One can build a whole kernel, or one can build a module. Not everything can be built as a module, and not everything can be built as integrated. If you patch something which was built as a module, then your life is very simple. If you patch something which requires editing a feature which was integrated directly in to your kernel, then it gets more complicated. Save a safe copy of your “/proc/config.gz
” before starting, as this will answer the question.
Also, before starting, along with the config.gz
, write down the result of the command “uname -r
”.
For the URLs below you may need to go there, log in, and then go there again, but kernel source is available for your particular L4T release (see either “head -n 1 /etc/nv_tegra_release
” or "dpkg -l | grep 'nvidia-l4t-core'
for finding L4T release version):
https://developer.nvidia.com/linux-tegra
…and general documents:
https://developer.nvidia.com/embedded/downloads
The documents above show how to cross compile and install from a host PC, but feel free to ask more if you want to build directly on the Jetson (native compile) or ask questions before installing.
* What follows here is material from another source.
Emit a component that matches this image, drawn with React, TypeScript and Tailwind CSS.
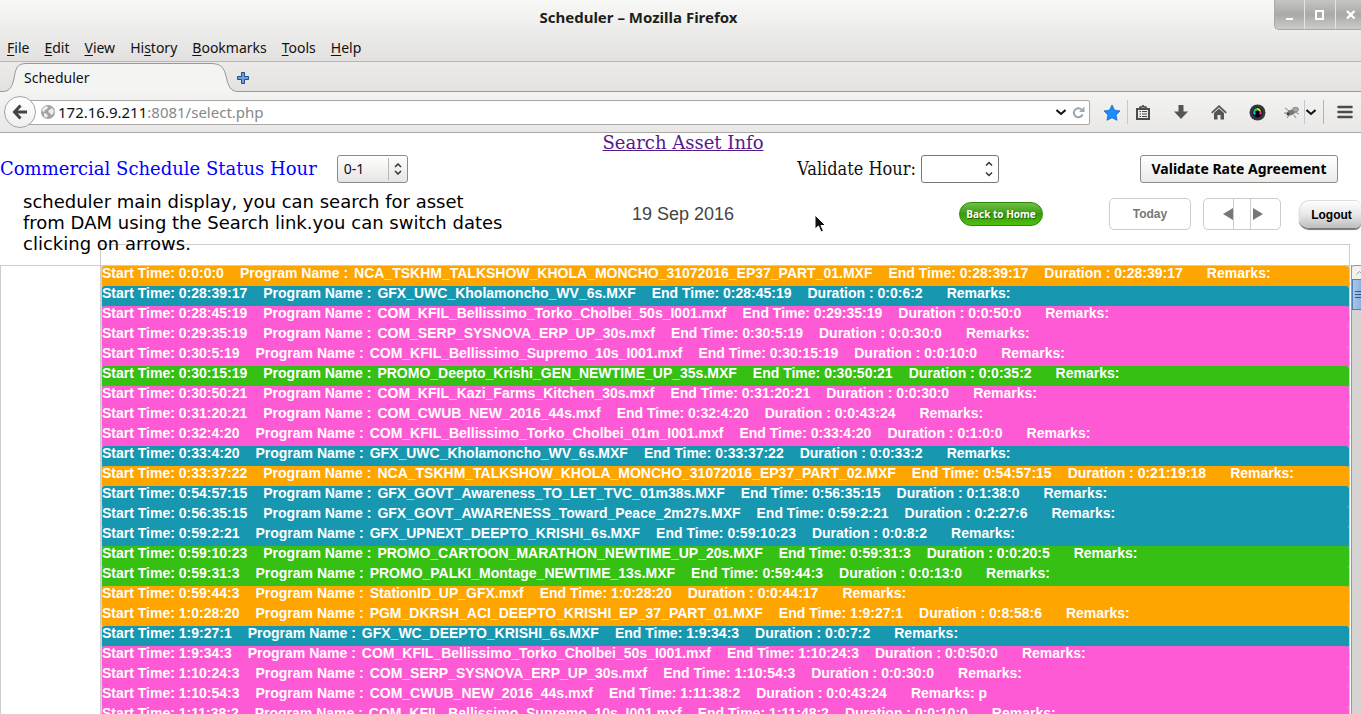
import { type ReactNode } from "react";

type Kind = "program" | "gfx" | "com" | "promo";
type Entry = [kind: Kind, start: string, name: string, end: string, duration: string, remarks?: string];

const kindColor: Record<Kind, string> = {
  program: "bg-[#ffa500]",
  gfx: "bg-[#1897b1]",
  com: "bg-[#ff5ad5]",
  promo: "bg-[#35c013]",
};

const entries: Entry[] = [
  ["program", "0:0:0:0", "NCA_TSKHM_TALKSHOW_KHOLA_MONCHO_31072016_EP37_PART_01.MXF", "0:28:39:17", "0:28:39:17"],
  ["gfx", "0:28:39:17", "GFX_UWC_Kholamoncho_WV_6s.MXF", "0:28:45:19", "0:0:6:2"],
  ["com", "0:28:45:19", "COM_KFIL_Bellissimo_Torko_Cholbei_50s_I001.mxf", "0:29:35:19", "0:0:50:0"],
  ["com", "0:29:35:19", "COM_SERP_SYSNOVA_ERP_UP_30s.mxf", "0:30:5:19", "0:0:30:0"],
  ["com", "0:30:5:19", "COM_KFIL_Bellissimo_Supremo_10s_I001.mxf", "0:30:15:19", "0:0:10:0"],
  ["promo", "0:30:15:19", "PROMO_Deepto_Krishi_GEN_NEWTIME_UP_35s.MXF", "0:30:50:21", "0:0:35:2"],
  ["com", "0:30:50:21", "COM_KFIL_Kazi_Farms_Kitchen_30s.mxf", "0:31:20:21", "0:0:30:0"],
  ["com", "0:31:20:21", "COM_CWUB_NEW_2016_44s.mxf", "0:32:4:20", "0:0:43:24"],
  ["com", "0:32:4:20", "COM_KFIL_Bellissimo_Torko_Cholbei_01m_I001.mxf", "0:33:4:20", "0:1:0:0"],
  ["gfx", "0:33:4:20", "GFX_UWC_Kholamoncho_WV_6s.MXF", "0:33:37:22", "0:0:33:2"],
  ["program", "0:33:37:22", "NCA_TSKHM_TALKSHOW_KHOLA_MONCHO_31072016_EP37_PART_02.MXF", "0:54:57:15", "0:21:19:18"],
  ["gfx", "0:54:57:15", "GFX_GOVT_Awareness_TO_LET_TVC_01m38s.MXF", "0:56:35:15", "0:1:38:0"],
  ["gfx", "0:56:35:15", "GFX_GOVT_AWARENESS_Toward_Peace_2m27s.MXF", "0:59:2:21", "0:2:27:6"],
  ["gfx", "0:59:2:21", "GFX_UPNEXT_DEEPTO_KRISHI_6s.MXF", "0:59:10:23", "0:0:8:2"],
  ["promo", "0:59:10:23", "PROMO_CARTOON_MARATHON_NEWTIME_UP_20s.MXF", "0:59:31:3", "0:0:20:5"],
  ["promo", "0:59:31:3", "PROMO_PALKI_Montage_NEWTIME_13s.MXF", "0:59:44:3", "0:0:13:0"],
  ["program", "0:59:44:3", "StationID_UP_GFX.mxf", "1:0:28:20", "0:0:44:17"],
  ["program", "1:0:28:20", "PGM_DKRSH_ACI_DEEPTO_KRISHI_EP_37_PART_01.MXF", "1:9:27:1", "0:8:58:6"],
  ["gfx", "1:9:27:1", "GFX_WC_DEEPTO_KRISHI_6s.MXF", "1:9:34:3", "0:0:7:2"],
  ["com", "1:9:34:3", "COM_KFIL_Bellissimo_Torko_Cholbei_50s_I001.mxf", "1:10:24:3", "0:0:50:0"],
  ["com", "1:10:24:3", "COM_SERP_SYSNOVA_ERP_UP_30s.mxf", "1:10:54:3", "0:0:30:0"],
  ["com", "1:10:54:3", "COM_CWUB_NEW_2016_44s.mxf", "1:11:38:2", "0:0:43:24", "p"],
  ["com", "1:11:38:2", "COM_KFIL_Bellissimo_Supremo_10s_I001.mxf", "1:11:48:2", "0:0:10:0"],
];

const menus: [string, string, string][] = [
  ["", "F", "ile"],
  ["", "E", "dit"],
  ["", "V", "iew"],
  ["Hi", "s", "tory"],
  ["", "B", "ookmarks"],
  ["", "T", "ools"],
  ["", "H", "elp"],
];

function ToolButton({ label, className, children }: { label: string; className: string; children: ReactNode }) {
  return (
    <button aria-label={label} className={`flex h-6 shrink-0 items-center justify-center ${className}`}>
      {children}
    </button>
  );
}

function Chevron() {
  return (
    <svg width="10" height="7" viewBox="0 0 10 7" fill="none" stroke="#111" strokeWidth="2">
      <path d="M0.5 1 L5 5 L9.5 1" />
    </svg>
  );
}

function TitleBar() {
  return (
    <header className="relative h-[62px] shrink-0 border-b border-[#b8b7b5] bg-linear-to-b from-[#f8f8f6] to-[#e2e1df] pt-2">
      <h1 className="pr-[84px] text-center font-['Noto_Sans',sans-serif] text-[15px] leading-[18px] font-bold text-[#1c1f20]">
        Scheduler – Mozilla Firefox
      </h1>
      <div className="absolute top-0 right-0 flex h-[30px] w-[87px] overflow-hidden rounded-bl-[5px] border-b border-l border-[#a9a8a6] bg-linear-to-b from-[#c6c5c3] via-[#a9a9a8] to-[#cdccca]">
        <button aria-label="Minimize" className="flex w-[30px] shrink-0 items-center justify-center border-r border-[#e4e4e2]">
          <svg width="9" height="12" viewBox="0 0 9 12"><path d="M1 10h7" stroke="#fff" strokeWidth="2" /></svg>
        </button>
        <button aria-label="Maximize" className="flex w-[31px] shrink-0 items-center justify-center border-r border-[#e4e4e2]">
          <svg width="10" height="10" viewBox="0 0 10 10"><path d="M1 1h7v8h-7z" fill="none" stroke="#fff" strokeWidth="2" /></svg>
        </button>
        <button aria-label="Close" className="flex w-[30px] shrink-0 items-center justify-center">
          <svg width="10" height="10" viewBox="0 0 10 10"><path d="M1 1 8.5 8.5M8.5 1 1 8.5" stroke="#fff" strokeWidth="2.4" /></svg>
        </button>
      </div>
      <nav className="mt-3 flex gap-[15px] pl-[7px]">
        {menus.map(([pre, key, post]) => (
          <button key={key + post} className="font-['Noto_Sans',sans-serif] text-[14px] leading-5 text-[#111]">
            {pre}
            <span className="underline underline-offset-2">{key}</span>
            {post}
          </button>
        ))}
      </nav>
    </header>
  );
}

function TabStrip() {
  return (
    <div className="flex h-[30px] shrink-0 bg-linear-to-b from-[#ecebe9] to-[#e3e2e0]">
      <div className="relative h-[30px] w-[237px] shrink-0">
        <svg className="absolute inset-0" width="238" height="30" viewBox="0 0 238 30">
          <path d="M0 29.5H3C11 29.5 13 22 14.500 14C16 5 18 1.500 27 1.500H211C221 1.500 224 6 226 14C228 23 230 29.500 238 29.500V30H0Z" fill="#f4f4f3" />
          <path d="M0 29.5H3C11 29.5 13 22 14.500 14C16 5 18 1.500 27 1.500H211C221 1.500 224 6 226 14C228 23 230 29.500 238 29.500" fill="none" stroke="#999896" />
        </svg>
        <button className="relative pl-6 font-['Noto_Sans',sans-serif] text-[14px] leading-8 text-[#111]">Scheduler</button>
      </div>
      <div className="flex grow items-center border-b border-[#999896]">
        <button aria-label="Open a new tab" className="mt-0.5">
          <svg width="12" height="12" viewBox="0 0 12 12">
            <path d="M4.500 .5h3v4h4v3h-4v4h-3v-4h-4v-3h4z" fill="#6f9fd6" stroke="#1f4f93" />
          </svg>
        </button>
      </div>
    </div>
  );
}

function NavBar() {
  return (
    <div className="flex h-[41px] shrink-0 items-center border-b border-[#a9a8a6] bg-linear-to-b from-[#f3f3f2] to-[#e9e8e7] pl-1">
      <button aria-label="Back" className="z-10 flex size-8 shrink-0 items-center justify-center rounded-full border border-[#9aa5b2] bg-linear-to-b from-white to-[#f0f0f0]">
        <svg width="16" height="16" viewBox="0 0 16 16" fill="none" stroke="#444" strokeWidth="3">
          <path d="M8.500 1.500 2.500 8l6 6.500M3 8h12" />
        </svg>
      </button>
      <div className="-ml-2 flex h-[25px] min-w-0 grow items-center rounded-r-[2px] border border-[#a9a8a6] bg-white pl-3">
        <svg width="14" height="14" viewBox="0 0 14 14" className="shrink-0">
          <circle cx="7" cy="7" r="7" fill="#a3a3a3" />
          <path d="M2 3 5 1 7 2 6 4 4 5 3 7 1 6ZM8 5 11 3 13 6 12 9 10 10 9 8 7 7ZM3 8 6 9 7 11 5 13 3 11Z" fill="#ededed" />
        </svg>
        <span className="grow pl-[3px] font-['Noto_Sans',sans-serif] text-[15px] leading-5 text-[#888]">
          <span className="text-[#111]">172.16.9.211</span>:8081/select.php
        </span>
        <button aria-label="Show history" className="px-1.5"><Chevron /></button>
        <button aria-label="Reload" className="pr-1">
          <svg width="13" height="13" viewBox="0 0 13 13" fill="none">
            <path d="M10.500 8.500A4.500 4.500 0 1 1 9.500 3.500" stroke="#9aa5b2" strokeWidth="2" />
            <path d="M12.500 .5V6H7Z" fill="#9aa5b2" />
          </svg>
        </button>
      </div>
      <ToolButton label="Bookmark this page" className="ml-3 w-5">
        <svg width="18" height="17" viewBox="0 0 18 17">
          <path d="M9 1 11.500 6.200 17 7 13 10.900 14 16.300 9 13.700 4 16.300 5 10.900 1 7 6.500 6.200Z" fill="#1a8cff" stroke="#1168c4" strokeWidth=".8" />
        </svg>
      </ToolButton>
      <ToolButton label="Bookmarks" className="ml-[5px] w-[31px] border-l border-[#c2c8cf]">
        <svg width="14" height="15" viewBox="0 0 14 15" fill="none" stroke="#4c4c4c">
          <path d="M1 4h12v10H1z" strokeWidth="2" />
          <path d="M4 3V2h2L7 .5 8 2h2v1" strokeWidth="1.500" />
          <path d="M3.500 6.500H5M6 6.500h5M3.500 9H5M6 9h5M3.500 11.500H5M6 11.500h5" strokeWidth="1.200" />
        </svg>
      </ToolButton>
      <ToolButton label="Downloads" className="ml-2 w-[30px]">
        <svg width="14" height="14" viewBox="0 0 14 14"><path d="M4.500 0h5v6.500H14L7 14 0 6.500h4.500Z" fill="#555" /></svg>
      </ToolButton>
      <ToolButton label="Home" className="ml-2 w-[30px]">
        <svg width="16" height="15" viewBox="0 0 16 15" fill="none">
          <path d="M.8 7.800 8 1.200 15.200 7.800" stroke="#555" strokeWidth="1.800" />
          <path d="M3 8 8 3.500 13 8v6.500H9.500V10h-3v4.500H3Z" fill="#555" />
        </svg>
      </ToolButton>
      <ToolButton label="Color picker" className="ml-2 w-[30px]">
        <svg width="17" height="17" viewBox="0 0 17 17" fill="none">
          <circle cx="8.500" cy="8.500" r="8" fill="#333840" />
          <circle cx="8.500" cy="8.500" r="5" fill="#050505" />
          <g strokeWidth="2.200">
            <path d="M6 10.500A3.200 3.200 0 0 1 5.500 7" stroke="#18b4e8" />
            <path d="M5.500 7A3.500 3.500 0 0 1 8 5.200" stroke="#20d070" />
            <path d="M8 5.200A3.500 3.500 0 0 1 11.200 7" stroke="#d8e020" />
            <path d="M11.200 7A3.500 3.500 0 0 1 11.200 10.500" stroke="#e83090" />
          </g>
        </svg>
      </ToolButton>
      <ToolButton label="Firebug" className="ml-2 w-[24px]">
        <svg width="16" height="13" viewBox="0 0 16 13" fill="none" stroke="#666">
          <path d="M1 2 5 5M0 7 5 7M3 12 6 8M10 9 12 12M11 6 15 8" strokeWidth=".8" />
          <ellipse cx="7" cy="6.500" rx="4" ry="2.600" fill="#777" stroke="none" transform="rotate(-20 7 6.500)" />
          <ellipse cx="11.500" cy="3.500" rx="3" ry="2.200" fill="#aaa" stroke="#777" strokeWidth=".8" />
          <circle cx="4" cy="8" r="1.500" fill="#444" stroke="none" />
        </svg>
      </ToolButton>
      <ToolButton label="Firebug options" className="w-[19px] border-l border-[#c2c8cf] pr-1.5"><Chevron /></ToolButton>
      <ToolButton label="Open menu" className="w-[38px] border-l border-[#aab4bf] pl-1">
        <svg width="16" height="14" viewBox="0 0 16 14" stroke="#4c4c4c" strokeWidth="2.600" strokeLinecap="round">
          <path d="M1.500 2h13M1.500 7h13M1.500 12h13" />
        </svg>
      </ToolButton>
    </div>
  );
}

function UpDown({ spread }: { spread?: boolean }) {
  return (
    <svg width="8" height={spread ? 16 : 12} viewBox={spread ? "0 0 8 16" : "0 0 8 12"} fill="none" stroke="#333" strokeWidth="1.500">
      <path d={spread ? "M1 4.500 4 1.500 7 4.500M1 11.500 4 14.500 7 11.500" : "M1 4 4 1 7 4M1 8 4 11 7 8"} />
    </svg>
  );
}

function Filters() {
  return (
    <form className="flex items-center pr-[23px] text-[18px] leading-5">
      <label htmlFor="status-hour" className="font-['DejaVu_Serif',serif] text-[#0000ff]">Commercial Schedule Status Hour</label>
      <div className="relative ml-5">
        <select
          id="status-hour"
          className="block h-7 w-[71px] appearance-none rounded-[3px] border border-[#8c8b89] bg-linear-to-b from-white to-[#e6e5e3] pl-[6px] font-['Noto_Sans',sans-serif] text-[14px] text-[#111]"
        >
          <option>0-1</option>
          <option>1-2</option>
        </select>
        <div className="pointer-events-none absolute inset-y-[3px] right-0 flex w-5 items-center justify-center border-l border-[#b8b7b5]">
          <UpDown />
        </div>
      </div>
      <div className="grow" />
      <label htmlFor="validate-hour" className="font-['DejaVu_Serif_Condensed','DejaVu_Serif',serif] text-[#111]">Validate Hour:</label>
      <div className="relative ml-[5px]">
        <input
          id="validate-hour"
          inputMode="numeric"
          className="block h-7 w-[78px] rounded-[3px] border border-[#777] bg-white px-2 font-['Noto_Sans',sans-serif] text-[14px]"
        />
        <div className="pointer-events-none absolute inset-y-0 right-0 flex w-5 items-center justify-center">
          <UpDown spread />
        </div>
      </div>
      <button
        type="button"
        className="ml-[141px] h-7 w-[198px] rounded-[3px] border border-[#8c8b89] bg-linear-to-b from-white to-[#ebeae8] font-['Noto_Sans',sans-serif] text-[14px] font-bold text-black"
      >
        Validate Rate Agreement
      </button>
    </form>
  );
}

function DateBar() {
  return (
    <div className="grid grid-cols-[1fr_auto_1fr] items-center pt-[15px] font-['Liberation_Sans',sans-serif]">
      <h2 className="col-start-2 pl-[5px] text-[18px] leading-5 text-[#444]">19 Sep 2016</h2>
      <div className="flex items-center justify-end">
        <button className="mr-[66px] h-[24px] w-[84px] rounded-full border border-[#2f8a08] bg-linear-to-b from-[#6fc043] via-[#3a9a0c] to-[#4fc010] font-['Open_Sans',sans-serif] text-[10px] leading-5 font-bold whitespace-nowrap text-white text-shadow-[1px_1px_1px_#1c5a04]">
          Back to Home
        </button>
        <button className="mr-3 h-8 w-[82px] rounded-[5px] border border-[#ccc] bg-white text-[12px] font-bold text-[#777]">Today</button>
        <div className="mr-[18px] flex h-8 w-[78px] rounded-[5px] border border-[#ccc] bg-white">
          <button aria-label="Previous day" className="flex w-[30px] items-center justify-end border-r border-[#ccc]">
            <svg width="10" height="12" viewBox="0 0 10 12"><path d="M10 0v12L0 6z" fill="#777" /></svg>
          </button>
          <div className="w-4" />
          <button aria-label="Next day" className="flex grow items-center border-l border-[#ccc] pl-0.5">
            <svg width="10" height="12" viewBox="0 0 10 12"><path d="M0 0v12l10-6z" fill="#777" /></svg>
          </button>
        </div>
        <button className="h-7 w-[62px] rounded-l-[10px] rounded-r-[6px] border-t border-l border-[#ddd] bg-linear-to-b from-white via-[#e8e8e8] to-[#bdbdbd] pl-0.5 text-[12px] font-bold text-black shadow-[0_2px_1px_#777]">
          Logout
        </button>
      </div>
    </div>
  );
}

function Schedule() {
  return (
    <section className="flex min-h-0 grow flex-col">
      <div className="mr-[11px] ml-[100px] h-[21px] shrink-0 border border-b-0 border-[#ccc]" />
      <div className="flex min-h-0 grow border-l border-[#ccc]">
        <div className="w-[100px] shrink-0 border-t border-r border-[#ccc]" />
        <ul className="min-w-0 grow overflow-hidden border-t border-[#ccc] bg-[#b9dcea] pl-px">
          {entries.map(([kind, start, name, end, duration, remarks]) => (
            <li
              key={start}
              className={`-mb-0.5 flex h-[22px] rounded-[3px] font-['Liberation_Sans',sans-serif] text-[14px] leading-[14px] font-bold whitespace-nowrap text-white ${kindColor[kind]}`}
            >
              <span className="mr-4">Start Time: {start}</span>
              <span className="mr-1.5">Program Name :</span>
              <span className="mr-4">{name}</span>
              <span className="mr-4">End Time: {end}</span>
              <span className="mr-6">Duration : {duration}</span>
              <span>Remarks: {remarks}</span>
            </li>
          ))}
        </ul>
        <div className="w-px shrink-0 bg-[#ccc]" />
        <div className="ml-px w-[10px] shrink-0 overflow-hidden border-l border-[#9a9997] bg-[#d5d4d2]">
          <div className="flex h-[14px] w-[14px] items-center justify-center rounded-tl-[3px] border-t border-[#9a9997] bg-[#f2f1f0]">
            <svg width="7" height="4" viewBox="0 0 7 4" fill="none" stroke="#999"><path d="M.5 3.500 3.500 .5 6.500 3.500" /></svg>
          </div>
          <div className="flex h-[31px] w-[14px] items-center justify-end border border-[#5680b4] bg-linear-to-r from-[#a9c6ea] to-[#7fa7d8]">
            <svg width="10" height="7" viewBox="0 0 10 7" stroke="#33598c"><path d="M0 .5h9M0 3.500h9M0 6.500h9" /></svg>
          </div>
        </div>
      </div>
    </section>
  );
}

export default function App() {
  return (
    <div className="flex h-screen flex-col overflow-hidden bg-white">
      <TitleBar />
      <TabStrip />
      <NavBar />
      <main className="relative flex min-h-0 grow flex-col">
        <div className="pb-[3px] pl-[5px] text-center font-['DejaVu_Serif',serif] text-[18px] leading-[19px]">
          <a href="#search" className="text-[#551a8b] underline">Search Asset Info</a>
        </div>
        <Filters />
        <DateBar />
        <div className="h-[14px] shrink-0" />
        <Schedule />
        <p className="absolute top-[58px] left-[23px] font-['DejaVu_Sans',sans-serif] text-[18px] leading-[21px] whitespace-nowrap text-black">
          scheduler main display, you can search for asset
          <br />
          from DAM using the Search link.you can switch dates
          <br />
          clicking on arrows.
        </p>
        <svg className="absolute top-[81px] left-[814px]" width="13" height="20" viewBox="0 0 13 20">
          <path d="M1 1v14l3.500-3 2.500 6 2.500-1-2.500-5.500h4.500Z" fill="#111" stroke="#fff" />
        </svg>
      </main>
    </div>
  );
}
Do be sure to save a copy of your “/proc/config.gz
” to post here with your questions. You probably would want to “gunzip config.gz
” (from a copy somewhere else, e.g., after a copy to your host PC), and rename it with a “.txt
” filename suffix…the file is human readable). Also comment on the output of “uname -r
” with any post of the config file.
Mostly you will be free to experiment while patching and building, but do ask questions on adding content to the Jetson before actually adding it. Perhaps you don’t need to install the full Image
, and a simple module copy might do the job.